(begin)
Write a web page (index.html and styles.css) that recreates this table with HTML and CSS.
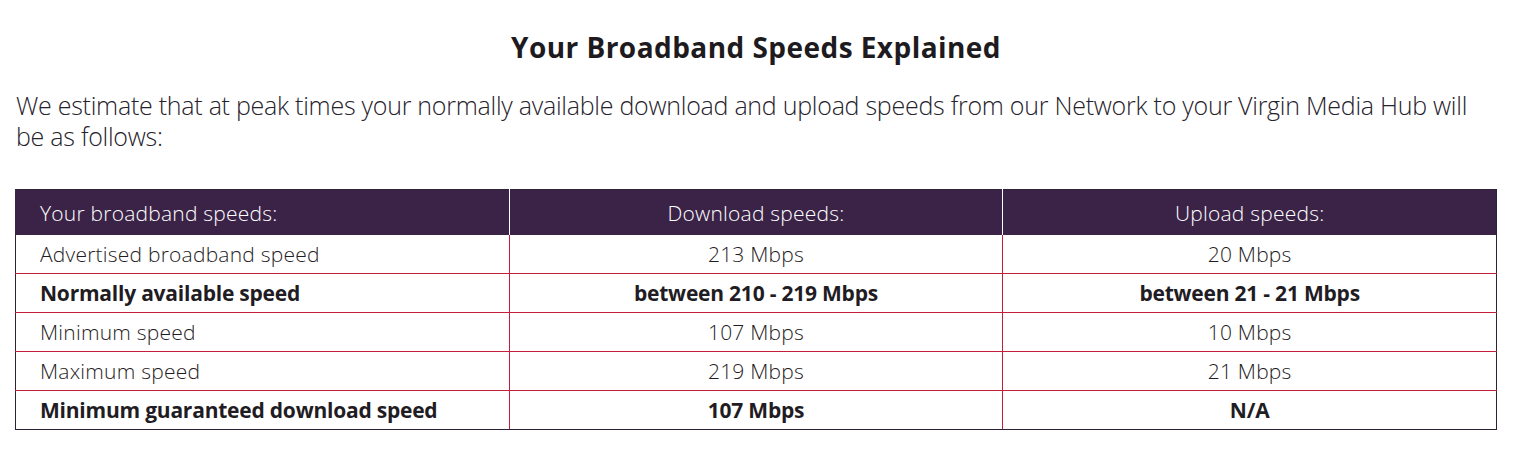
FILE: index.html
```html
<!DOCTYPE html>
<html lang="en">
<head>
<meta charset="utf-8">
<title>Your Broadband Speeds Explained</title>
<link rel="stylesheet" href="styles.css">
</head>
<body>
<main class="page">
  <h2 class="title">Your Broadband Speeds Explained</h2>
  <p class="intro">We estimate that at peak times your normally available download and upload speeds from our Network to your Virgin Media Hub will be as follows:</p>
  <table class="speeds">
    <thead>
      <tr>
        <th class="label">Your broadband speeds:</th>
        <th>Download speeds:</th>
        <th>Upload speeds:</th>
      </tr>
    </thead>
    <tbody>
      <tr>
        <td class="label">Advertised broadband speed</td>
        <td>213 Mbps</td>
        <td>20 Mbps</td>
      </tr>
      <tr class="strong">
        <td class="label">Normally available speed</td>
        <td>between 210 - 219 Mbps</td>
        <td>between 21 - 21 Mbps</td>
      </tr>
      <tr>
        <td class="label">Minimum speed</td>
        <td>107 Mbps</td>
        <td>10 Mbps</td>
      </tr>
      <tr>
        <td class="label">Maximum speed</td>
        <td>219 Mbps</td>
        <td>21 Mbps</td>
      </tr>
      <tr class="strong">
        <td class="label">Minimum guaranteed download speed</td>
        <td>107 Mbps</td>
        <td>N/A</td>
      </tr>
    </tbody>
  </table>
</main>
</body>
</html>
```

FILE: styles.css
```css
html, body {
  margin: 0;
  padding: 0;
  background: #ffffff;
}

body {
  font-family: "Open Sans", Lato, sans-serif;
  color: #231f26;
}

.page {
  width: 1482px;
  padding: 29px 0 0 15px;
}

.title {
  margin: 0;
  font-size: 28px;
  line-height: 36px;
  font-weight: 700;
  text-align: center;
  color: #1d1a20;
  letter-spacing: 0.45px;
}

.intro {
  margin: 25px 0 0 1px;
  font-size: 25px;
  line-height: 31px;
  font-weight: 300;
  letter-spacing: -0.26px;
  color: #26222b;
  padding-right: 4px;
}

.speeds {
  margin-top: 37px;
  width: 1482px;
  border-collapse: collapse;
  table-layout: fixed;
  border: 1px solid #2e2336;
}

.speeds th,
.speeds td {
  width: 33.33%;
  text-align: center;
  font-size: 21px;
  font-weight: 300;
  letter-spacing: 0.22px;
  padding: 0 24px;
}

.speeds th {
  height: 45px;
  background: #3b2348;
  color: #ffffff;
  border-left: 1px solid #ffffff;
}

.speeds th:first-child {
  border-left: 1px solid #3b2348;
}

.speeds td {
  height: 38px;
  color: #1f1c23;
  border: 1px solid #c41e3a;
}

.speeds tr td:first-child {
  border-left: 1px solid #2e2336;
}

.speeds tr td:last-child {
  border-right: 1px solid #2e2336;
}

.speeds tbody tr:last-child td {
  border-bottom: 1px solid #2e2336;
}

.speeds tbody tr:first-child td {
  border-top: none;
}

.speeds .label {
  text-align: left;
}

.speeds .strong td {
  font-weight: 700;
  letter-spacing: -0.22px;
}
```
(end)
Problem requirements:
Exactly as written, return every line of the listing, but not the pictures.

Answer to the task:
Write a web page (index.html and styles.css) that recreates this table with HTML and CSS.
FILE: index.html
```html
<!DOCTYPE html>
<html lang="en">
<head>
<meta charset="utf-8">
<title>Your Broadband Speeds Explained</title>
<link rel="stylesheet" href="styles.css">
</head>
<body>
<main class="page">
  <h2 class="title">Your Broadband Speeds Explained</h2>
  <p class="intro">We estimate that at peak times your normally available download and upload speeds from our Network to your Virgin Media Hub will be as follows:</p>
  <table class="speeds">
    <thead>
      <tr>
        <th class="label">Your broadband speeds:</th>
        <th>Download speeds:</th>
        <th>Upload speeds:</th>
      </tr>
    </thead>
    <tbody>
      <tr>
        <td class="label">Advertised broadband speed</td>
        <td>213 Mbps</td>
        <td>20 Mbps</td>
      </tr>
      <tr class="strong">
        <td class="label">Normally available speed</td>
        <td>between 210 - 219 Mbps</td>
        <td>between 21 - 21 Mbps</td>
      </tr>
      <tr>
        <td class="label">Minimum speed</td>
        <td>107 Mbps</td>
        <td>10 Mbps</td>
      </tr>
      <tr>
        <td class="label">Maximum speed</td>
        <td>219 Mbps</td>
        <td>21 Mbps</td>
      </tr>
      <tr class="strong">
        <td class="label">Minimum guaranteed download speed</td>
        <td>107 Mbps</td>
        <td>N/A</td>
      </tr>
    </tbody>
  </table>
</main>
</body>
</html>
```

FILE: styles.css
```css
html, body {
  margin: 0;
  padding: 0;
  background: #ffffff;
}

body {
  font-family: "Open Sans", Lato, sans-serif;
  color: #231f26;
}

.page {
  width: 1482px;
  padding: 29px 0 0 15px;
}

.title {
  margin: 0;
  font-size: 28px;
  line-height: 36px;
  font-weight: 700;
  text-align: center;
  color: #1d1a20;
  letter-spacing: 0.45px;
}

.intro {
  margin: 25px 0 0 1px;
  font-size: 25px;
  line-height: 31px;
  font-weight: 300;
  letter-spacing: -0.26px;
  color: #26222b;
  padding-right: 4px;
}

.speeds {
  margin-top: 37px;
  width: 1482px;
  border-collapse: collapse;
  table-layout: fixed;
  border: 1px solid #2e2336;
}

.speeds th,
.speeds td {
  width: 33.33%;
  text-align: center;
  font-size: 21px;
  font-weight: 300;
  letter-spacing: 0.22px;
  padding: 0 24px;
}

.speeds th {
  height: 45px;
  background: #3b2348;
  color: #ffffff;
  border-left: 1px solid #ffffff;
}

.speeds th:first-child {
  border-left: 1px solid #3b2348;
}

.speeds td {
  height: 38px;
  color: #1f1c23;
  border: 1px solid #c41e3a;
}

.speeds tr td:first-child {
  border-left: 1px solid #2e2336;
}

.speeds tr td:last-child {
  border-right: 1px solid #2e2336;
}

.speeds tbody tr:last-child td {
  border-bottom: 1px solid #2e2336;
}

.speeds tbody tr:first-child td {
  border-top: none;
}

.speeds .label {
  text-align: left;
}

.speeds .strong td {
  font-weight: 700;
  letter-spacing: -0.22px;
}
```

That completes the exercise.